His testimony about the events Bloody Sunday helped garner public opinion to the side of the protesters.
It was rejected by the British authorities at the time, but was proved accurate in a 2010 inquiry that concluded that the civilians had been killed without justification, prompting an apology from Prime Minister David Cameron.
The 1972 killings changed the course of the "Troubles" that erupted in the late 1960s, boosting the Irish Republican Army's violent campaign for Northern Ireland to secede from the United Kingdom and become part of the Republic of Ireland.
A 1998 peace deal, brokered after more than 3,600 had died, has largely ended the conflict that pitted mostly Catholics, who wanted a united Ireland, against Unionists, mostly Protestants, who wanted it to remain part of the United Kingdom.
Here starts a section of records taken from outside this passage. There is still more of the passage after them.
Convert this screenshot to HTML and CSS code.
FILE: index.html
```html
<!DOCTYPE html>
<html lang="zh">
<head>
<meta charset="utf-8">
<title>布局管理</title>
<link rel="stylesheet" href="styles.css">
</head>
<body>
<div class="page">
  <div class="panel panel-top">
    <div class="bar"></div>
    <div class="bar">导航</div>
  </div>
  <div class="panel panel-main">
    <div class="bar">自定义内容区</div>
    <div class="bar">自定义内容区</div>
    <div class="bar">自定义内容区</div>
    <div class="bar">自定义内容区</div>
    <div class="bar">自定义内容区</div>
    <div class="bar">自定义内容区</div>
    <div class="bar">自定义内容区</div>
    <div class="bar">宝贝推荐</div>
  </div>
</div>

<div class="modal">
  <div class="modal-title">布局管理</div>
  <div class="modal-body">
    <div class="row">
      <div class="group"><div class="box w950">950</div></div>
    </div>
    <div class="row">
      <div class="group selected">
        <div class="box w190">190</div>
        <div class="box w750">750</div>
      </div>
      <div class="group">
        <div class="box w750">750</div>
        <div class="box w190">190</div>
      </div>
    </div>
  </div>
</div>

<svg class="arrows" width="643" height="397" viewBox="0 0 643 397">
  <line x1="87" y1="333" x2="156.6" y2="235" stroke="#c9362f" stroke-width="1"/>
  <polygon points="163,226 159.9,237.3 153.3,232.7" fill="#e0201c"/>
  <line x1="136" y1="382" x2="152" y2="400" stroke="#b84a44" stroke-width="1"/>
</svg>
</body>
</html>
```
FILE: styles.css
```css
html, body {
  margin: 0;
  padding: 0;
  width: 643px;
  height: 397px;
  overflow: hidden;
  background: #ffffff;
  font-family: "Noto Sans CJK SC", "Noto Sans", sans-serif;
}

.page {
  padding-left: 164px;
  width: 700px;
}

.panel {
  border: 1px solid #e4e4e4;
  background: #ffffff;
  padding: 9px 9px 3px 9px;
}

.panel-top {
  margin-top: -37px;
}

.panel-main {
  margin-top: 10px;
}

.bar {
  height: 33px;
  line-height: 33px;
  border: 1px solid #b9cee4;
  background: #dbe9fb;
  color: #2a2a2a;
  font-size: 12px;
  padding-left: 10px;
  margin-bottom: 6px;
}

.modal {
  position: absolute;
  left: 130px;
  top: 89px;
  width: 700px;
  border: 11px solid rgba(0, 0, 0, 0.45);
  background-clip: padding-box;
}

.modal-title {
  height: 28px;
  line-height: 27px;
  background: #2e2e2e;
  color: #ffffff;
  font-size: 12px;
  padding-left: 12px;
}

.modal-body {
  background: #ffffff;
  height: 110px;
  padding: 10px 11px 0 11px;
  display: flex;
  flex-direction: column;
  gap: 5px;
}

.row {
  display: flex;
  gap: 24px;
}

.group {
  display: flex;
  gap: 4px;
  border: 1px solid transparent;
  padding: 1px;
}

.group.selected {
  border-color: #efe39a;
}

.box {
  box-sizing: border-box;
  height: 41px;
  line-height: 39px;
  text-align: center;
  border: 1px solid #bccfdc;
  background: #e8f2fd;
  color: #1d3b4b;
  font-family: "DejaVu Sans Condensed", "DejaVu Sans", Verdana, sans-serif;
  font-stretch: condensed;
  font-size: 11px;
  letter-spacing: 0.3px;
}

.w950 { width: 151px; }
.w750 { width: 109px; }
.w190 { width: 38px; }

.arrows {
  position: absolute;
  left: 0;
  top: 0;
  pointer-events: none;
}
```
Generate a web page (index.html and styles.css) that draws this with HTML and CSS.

Daly campaigned for innocent victims of the "Troubles", including the Birmingham Six, who were wrongly convicted of bombing two pubs in the city and spent 16 years in jail in one of Britain's most notorious miscarriages of justice before being acquitted in 1991.
"Bishop Edward will be remembered as a fearless peace-builder," Archbishop of Ireland Eamon Martin said in a statement. "His untiring advocacy ... earned him respect from some, suspicion from others."
Northern Ireland Deputy First Minister Martin McGuinness, who has admitted to being an active Irish Republican Army member on Bloody Sunday, said Daly had been "a constant right through the course of the last 40 odd years," noting he had been critical of the IRA as well as all other sides in the conflict.
James Brokenshire, Britain's Secretary of State for Northern Ireland, said: "He was an iconic figure in civic life, and he will long be remembered as a cleric who worked tirelessly to promote peace for all."